Which for a long time lead me to believe that’s how I should look. Because even if I did happen to have a few shots where I’m in a position you can see back fat or rolls someone had decided it’s more “beautiful” “aspirational” or will inspire more customers to buy the product if those so called “flaws” don’t exist.
But things are changing I remember the first time I saw curvier models in editorials with their rolls and back fat and I remember the first time I shot with @aerie and they wanted me to not pose but be real and just myself. Then when I saw my first campaign with them and I could see my unretouched body – pics with rolls / back fat I’m not gonna lie I was shocked. That quickly turned into joy because they made me feel good enough and knew that those “flaws” didn’t mean I wasn’t beautiful in fact showing that their models didn’t have to be “flawless” was incredibly empowering. So thank you #AerieReal and everyone who created the movement it’s not just game changing but life changing ILY😘
And that’s why when I started my insta about 3years ago I created the #everyBODYisbeautiful bc we are more than the sum of our perfections we are all beautiful equal souls living in imperfectly perfect bodies.”

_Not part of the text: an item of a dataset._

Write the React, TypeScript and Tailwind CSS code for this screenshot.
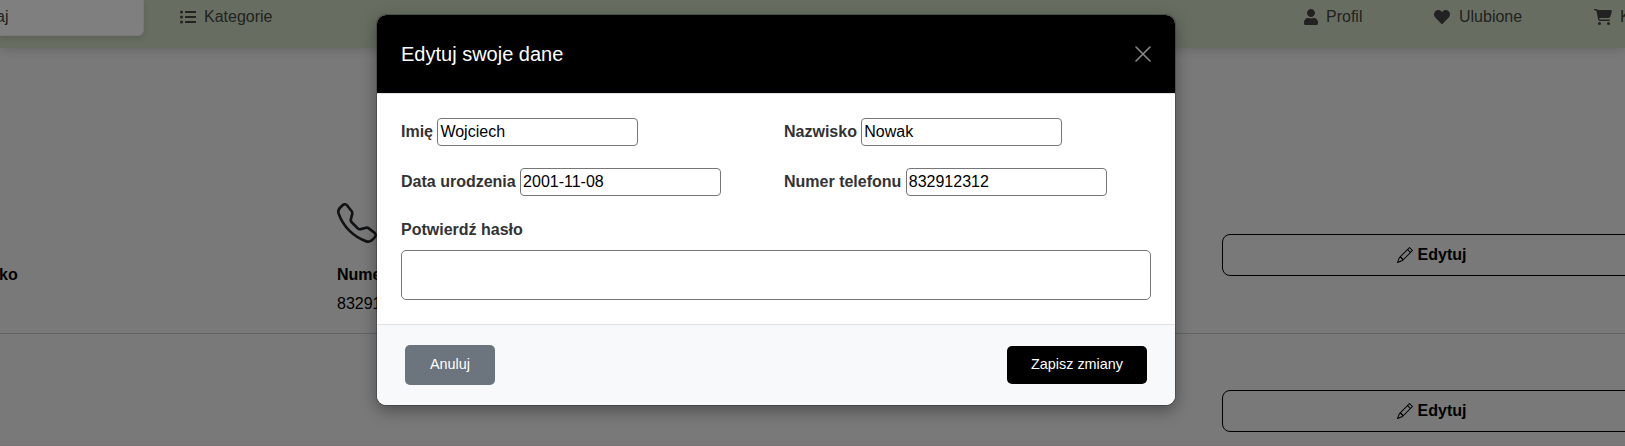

Iskra now works as a model for Aerie, American Eagle’s underwear and lingerie line. Aerie has stopped retouching their models and asks the women to look comfortable and happy. This tells women (and especially young women, most of Aerie’s customers) that the “flaws” in these models don’t mean that they aren’t beautiful. And that means our “flaws” don’t stop us from being beautiful.
(If you want to see Iskra’s post, check it out HERE.)
Challenge the belief that you can’t be beautiful today, right now, as you are. Skinny does not equal beautiful. In fact, I know many thin women who feel insecure and unsatisfied with the way that they look (that goes for all the guys out there, too).
Part of the problem with believing that skinny = beautiful is the belief gives us a tangible way to compare bodies, and by extension, success. I hear this all the time. People think skinny women must have more successful careers and relationships. They must be happier. They must be more successful!
The skinny = success formula is not true. It is because we equate thinness with other positive qualities that we think we must be thin to be happy.
When we erase the idea that skinny = beauty = success = happiness, we must find other ways to measure ourselves. Clearly nobody told Oprah Winfrey that the only path to success was by being skinny. Oprah was successful because she was engaging, interested, and authentic!
The only thing that stopping you from feeling good about the way you look is your belief that there’s something wrong with you. Let’s challenge that idea. Check out Iskra Lawrence and others who are out there proving that looking good is not equivalent to a number on the scale. And consider your own biases and assumptions about what being thinner actually means.
The point is not necessarily to accept your weight as it is (although that is a perfectly fine choice). It’s to feel good about yourself while you’re in the process of losing weight.
We haven’t always had the idea that thin is better. Check out this advertisement from a different era:
Finally, I love this quote from British journalist Hannah Betts, questioning why thinness is the ultimate ambition.
“It is time we stopped reducing ourselves. Time we remembered that a body is more than stomach, hips and thighs. It is heart, lungs, and brain. Personally, I will continue embodying rebellion. I shall put on weight when I overdo the food and drink, and I shall lose it again when life calms down. This is the normal, human way of things. And if this makes me less of a woman, then I’ll settle for “human being”.
You can read the rest of Hannah’s article HERE. I’ll be back next week with more tips on how to feel good about your body while you’re losing weight.
Until then, be kind to yourself. You deserve it!